Since the weekend had already been ruined by my Saturday indulgences, I didn’t bother with healthy eating on Sunday. I did manage to avoid eating most of the day (with the exception of snacking on some raw almonds) but then went to P. Terry’s to pick up my usual cheeseburger and fries for dinner. I tried to leave my misbehavior at that, but for some reason, my brain was stuck on ice cream—probably because I’d had some the night before with my friend. So, despite knowing better, I drove to HEB and picked up a pint of chocolate ice cream with chunks of brownies in it. Still, this morning, I’m slightly lighter than I was yesterday, so there’s some relief in that.

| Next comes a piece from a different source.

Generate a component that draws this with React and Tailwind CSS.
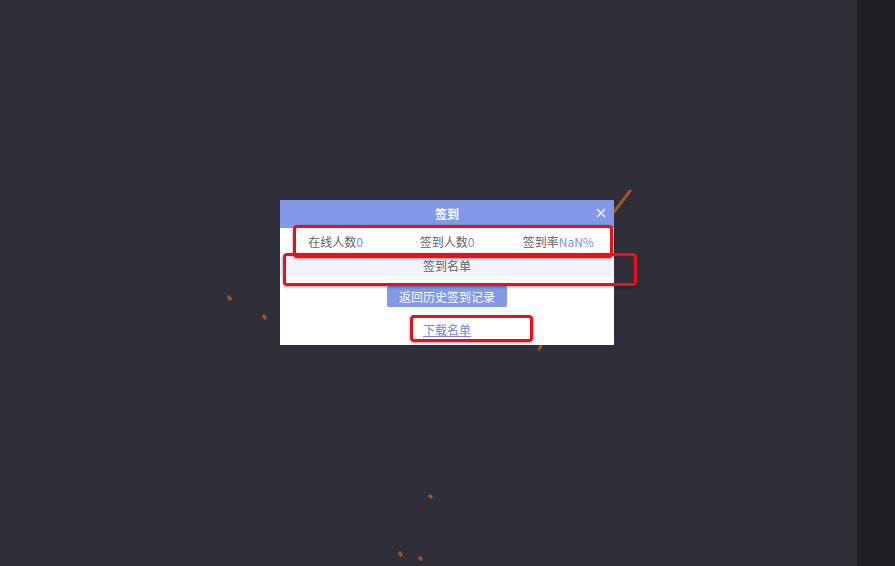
import React from 'react'

// ── Диалог «签到»: статистика, список, кнопки ──

const font = { fontFamily: '"Noto Sans CJK SC", "Liberation Sans", sans-serif' }

function Stat({ label, value }) {
  return (
    <div className="flex-1 text-center">
      <span className="text-[#606266]">{label}</span>
      <span className="text-[#7b91e2]">{value}</span>
    </div>
  )
}

export default function App() {
  return (
    <div className="relative flex h-[566px] w-[895px] overflow-hidden" style={font}>
      <div className="flex-1 bg-[#2e2f38]" />
      <div className="w-[38px] bg-[#1f1f23]" />

      {/* оранжевые штрихи на фоне */}
      <svg className="absolute left-0 top-0" width="895" height="566">
        <g stroke="#a9501c" strokeLinecap="round" fill="none">
          <line x1="614" y1="212" x2="630" y2="191" strokeWidth="3" />
          <line x1="229" y1="297" x2="230" y2="299" strokeWidth="3.5" />
          <line x1="264" y1="316" x2="265" y2="318" strokeWidth="3.5" />
          <line x1="430" y1="496" x2="431" y2="497" strokeWidth="3.5" />
          <line x1="400" y1="553" x2="401" y2="555" strokeWidth="3.5" />
          <line x1="420" y1="558" x2="421" y2="559" strokeWidth="3.5" />
          <line x1="539" y1="349" x2="541" y2="346" strokeWidth="3" />
        </g>
      </svg>

      <div className="absolute left-[280px] top-[200px] w-[334px] bg-white text-[12px]">
        <div className="relative flex h-[28px] items-center justify-center bg-[#8199e8] font-bold text-white">
          签到
          <svg className="absolute right-[8px] top-[8px]" width="10" height="10" viewBox="0 0 10 10">
            <path d="M1 1L9 9M9 1L1 9" stroke="white" strokeWidth="1.2" />
          </svg>
        </div>
        <div className="flex h-[28px] items-center">
          <Stat label="在线人数" value="0" />
          <Stat label="签到人数" value="0" />
          <Stat label="签到率" value="NaN%" />
        </div>
        <div className="flex h-[20px] items-center justify-center bg-[#f0f3fc] text-[#606266]">签到名单</div>
        <div className="flex justify-center pt-[10px]">
          <button className="h-[21px] w-[120px] rounded-[2px] bg-[#8199e8] text-white">返回历史签到记录</button>
        </div>
        <div className="flex h-[38px] items-end justify-center pb-[6px]">
          <a className="text-[#6f86d9] underline">下载名单</a>
        </div>
      </div>

      {/* красные рамки-пометки */}
      <div className="absolute left-[293px] top-[225px] h-[33px] w-[320px] rounded-[4px] border-[3px] border-[#e8101a] shadow-[0_1px_3px_rgba(0,0,0,0.4)]" />
      <div className="absolute left-[283px] top-[253px] h-[33px] w-[354px] rounded-[4px] border-[3px] border-[#e8101a] shadow-[0_1px_3px_rgba(0,0,0,0.4)]" />
      <div className="absolute left-[410px] top-[315px] h-[27px] w-[123px] rounded-[4px] border-[3px] border-[#e8101a] shadow-[0_1px_3px_rgba(0,0,0,0.4)]" />
    </div>
  )
}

It’s really hard for me to get off sugar if I indulge in it even just a bit. The floodgates of temptation simply open if I make one misstep. I’m going to try to abstain from sugar and flour this week because I’ve gotten really sloppy in terms of watching my consumption of both, and I’m also going to try to fast at least two days this week. I think I’ve succumbed to Slippery Slope Syndrome recently, and I need to put a stop to it.

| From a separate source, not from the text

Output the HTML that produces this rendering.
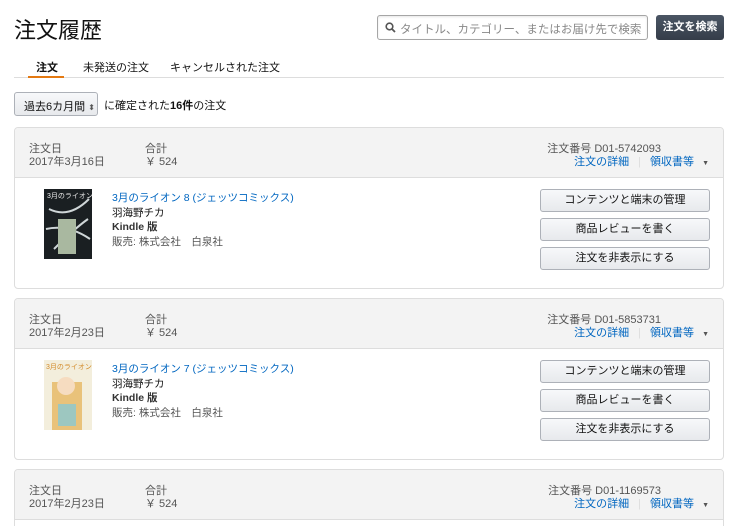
<!DOCTYPE html>
<html><head><meta charset="utf-8"><style>
*{box-sizing:border-box;margin:0;padding:0}
html,body{width:734px;height:526px;overflow:hidden}
body{background:#fff;font-family:"Liberation Sans","Noto Sans CJK JP",sans-serif;color:#111;font-size:11px;position:relative}
.a{position:absolute;white-space:nowrap}
h1{position:absolute;left:14px;top:13px;font-size:22px;font-weight:normal;color:#111}
.search{position:absolute;left:377px;top:15px;width:271px;height:25px;border:1px solid #a6a6a6;border-radius:3px;box-shadow:inset 0 1px 2px rgba(0,0,0,.1);color:#888;font-size:11.5px;padding:5px 0 0 22px}
.sbtn{position:absolute;left:656px;top:15px;width:68px;height:25px;background:linear-gradient(#4a5564,#353d49);border-radius:3px;color:#fff;font-weight:bold;font-size:11px;text-align:center;line-height:25px}
.tabline{position:absolute;left:14px;top:77px;width:710px;height:1px;background:#ddd}
.tabsel{position:absolute;left:28px;top:76px;width:36px;height:2px;background:#e47911}
.sel{position:absolute;left:14px;top:92px;width:84px;height:24px;border:1px solid #adb1b8;border-radius:3px;background:linear-gradient(#f7f8fa,#e7e9ec);font-size:11px;padding:5px 0 0 9px}
.card{position:absolute;left:14px;width:710px;border:1px solid #ddd;border-radius:4px;overflow:hidden}
.hd{height:50px;background:#f3f3f3;border-bottom:1px solid #ddd;position:relative;color:#555}
.bd{height:110px;position:relative}
.bd .a{font-size:10.5px}
.lnk{color:#0066c0}
.btn{position:absolute;left:525px;width:170px;height:23px;border:1px solid #adb1b8;border-radius:3px;background:linear-gradient(#f7f8fa,#e7e9ec);text-align:center;line-height:21px;font-size:11px;color:#111}
.cov{position:absolute;left:29px;top:11px;width:48px;height:70px}
</style></head><body>
<h1>注文履歴</h1>
<div class="search"><svg style="position:absolute;left:7px;top:6px" width="11" height="11" viewBox="0 0 11 11"><circle cx="4.5" cy="4.5" r="3.3" fill="none" stroke="#555" stroke-width="1.6"/><path d="M7 7l3 3" stroke="#555" stroke-width="1.8"/></svg>タイトル、カテゴリー、またはお届け先で検索</div>
<div class="sbtn">注文を検索</div>
<div class="a" style="left:36px;top:59px;font-weight:bold">注文</div>
<div class="a" style="left:83px;top:59px">未発送の注文</div>
<div class="a" style="left:170px;top:59px">キャンセルされた注文</div>
<div class="tabline"></div><div class="tabsel"></div>
<div class="sel">過去6カ月間 <span style="font-size:8px;color:#555">⬍</span></div>
<div class="a" style="left:104px;top:97px">に確定された<b>16件</b>の注文</div>

<div class="card" style="top:127px;height:162px">
<div class="hd"><div class="a" style="left:14px;top:12px">注文日</div><div class="a" style="left:14px;top:25px">2017年3月16日</div><div class="a" style="left:130px;top:12px">合計</div><div class="a" style="left:130px;top:25px">￥ 524</div><div class="a" style="right:62px;top:12px">注文番号 D01-5742093</div><div class="a" style="right:14px;top:25px"><span class="lnk">注文の詳細</span><span style="color:#ddd;margin:0 9px">|</span><span class="lnk">領収書等</span> <span style="font-size:7px;color:#555;margin-left:5px">▼</span></div></div>
<div class="bd"><svg class="cov" viewBox="0 0 48 70"><rect width="48" height="70" fill="#1a1f22"/><path d="M5 20Q25 30 45 10M2 40Q24 35 46 50M10 60Q30 40 44 30" stroke="#cfd6d8" stroke-width="2" fill="none"/><rect x="14" y="30" width="18" height="35" fill="#a9b8a0"/><text x="3" y="9" font-size="7" fill="#eee">3月のライオン</text></svg>
<div class="a lnk" style="left:97px;top:12px">3月のライオン 8 (ジェッツコミックス)</div><div class="a" style="left:97px;top:27px">羽海野チカ</div><div class="a" style="left:97px;top:41px;font-weight:bold;color:#333">Kindle 版</div><div class="a" style="left:97px;top:56px;color:#555">販売: 株式会社　白泉社</div>
<div class="btn" style="top:11px">コンテンツと端末の管理</div><div class="btn" style="top:40px">商品レビューを書く</div><div class="btn" style="top:69px">注文を非表示にする</div></div></div>

<div class="card" style="top:298px;height:162px">
<div class="hd"><div class="a" style="left:14px;top:12px">注文日</div><div class="a" style="left:14px;top:25px">2017年2月23日</div><div class="a" style="left:130px;top:12px">合計</div><div class="a" style="left:130px;top:25px">￥ 524</div><div class="a" style="right:62px;top:12px">注文番号 D01-5853731</div><div class="a" style="right:14px;top:25px"><span class="lnk">注文の詳細</span><span style="color:#ddd;margin:0 9px">|</span><span class="lnk">領収書等</span> <span style="font-size:7px;color:#555;margin-left:5px">▼</span></div></div>
<div class="bd"><svg class="cov" viewBox="0 0 48 70"><rect width="48" height="70" fill="#f3eedc"/><rect x="8" y="22" width="30" height="48" fill="#e9c27a"/><circle cx="22" cy="26" r="9" fill="#f6dcc0"/><rect x="14" y="44" width="18" height="22" fill="#9dc7c0"/><text x="2" y="9" font-size="7" fill="#d38b2a">3月のライオン</text></svg>
<div class="a lnk" style="left:97px;top:12px">3月のライオン 7 (ジェッツコミックス)</div><div class="a" style="left:97px;top:27px">羽海野チカ</div><div class="a" style="left:97px;top:41px;font-weight:bold;color:#333">Kindle 版</div><div class="a" style="left:97px;top:56px;color:#555">販売: 株式会社　白泉社</div>
<div class="btn" style="top:11px">コンテンツと端末の管理</div><div class="btn" style="top:40px">商品レビューを書く</div><div class="btn" style="top:69px">注文を非表示にする</div></div></div>

<div class="card" style="top:469px;height:80px">
<div class="hd"><div class="a" style="left:14px;top:12px">注文日</div><div class="a" style="left:14px;top:25px">2017年2月23日</div><div class="a" style="left:130px;top:12px">合計</div><div class="a" style="left:130px;top:25px">￥ 524</div><div class="a" style="right:62px;top:12px">注文番号 D01-1169573</div><div class="a" style="right:14px;top:25px"><span class="lnk">注文の詳細</span><span style="color:#ddd;margin:0 9px">|</span><span class="lnk">領収書等</span> <span style="font-size:7px;color:#555;margin-left:5px">▼</span></div></div></div>
</body></html>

I’m also going to try to get back on track in terms of exercise. I’ve only been to the gym twice in the last two weeks, and that’s bad for both my physical and mental health. Although diet is the biggest factor contributing to weight loss, exercising does burn more calories than not exercising. The problem is that my body has just felt especially broken lately. That’s not a new thing; I suffer from aches and pains regularly. But, there are specific issues that sometimes make it hard to justify subjecting myself to the gym. Right now, my arthritic shoulders are causing me some constant, irritating pain, and my arthritic right big toe is doing the same. The pain and irritation don’t seem to be getting better with inactivity, though, so I’m going to try to at least get on the elliptical every day of this workweek.
I don’t really have anything more to say today, and I’ve got to put in some “work outside of work.” Hopefully, I’ll be able to write something a bit longer tomorrow.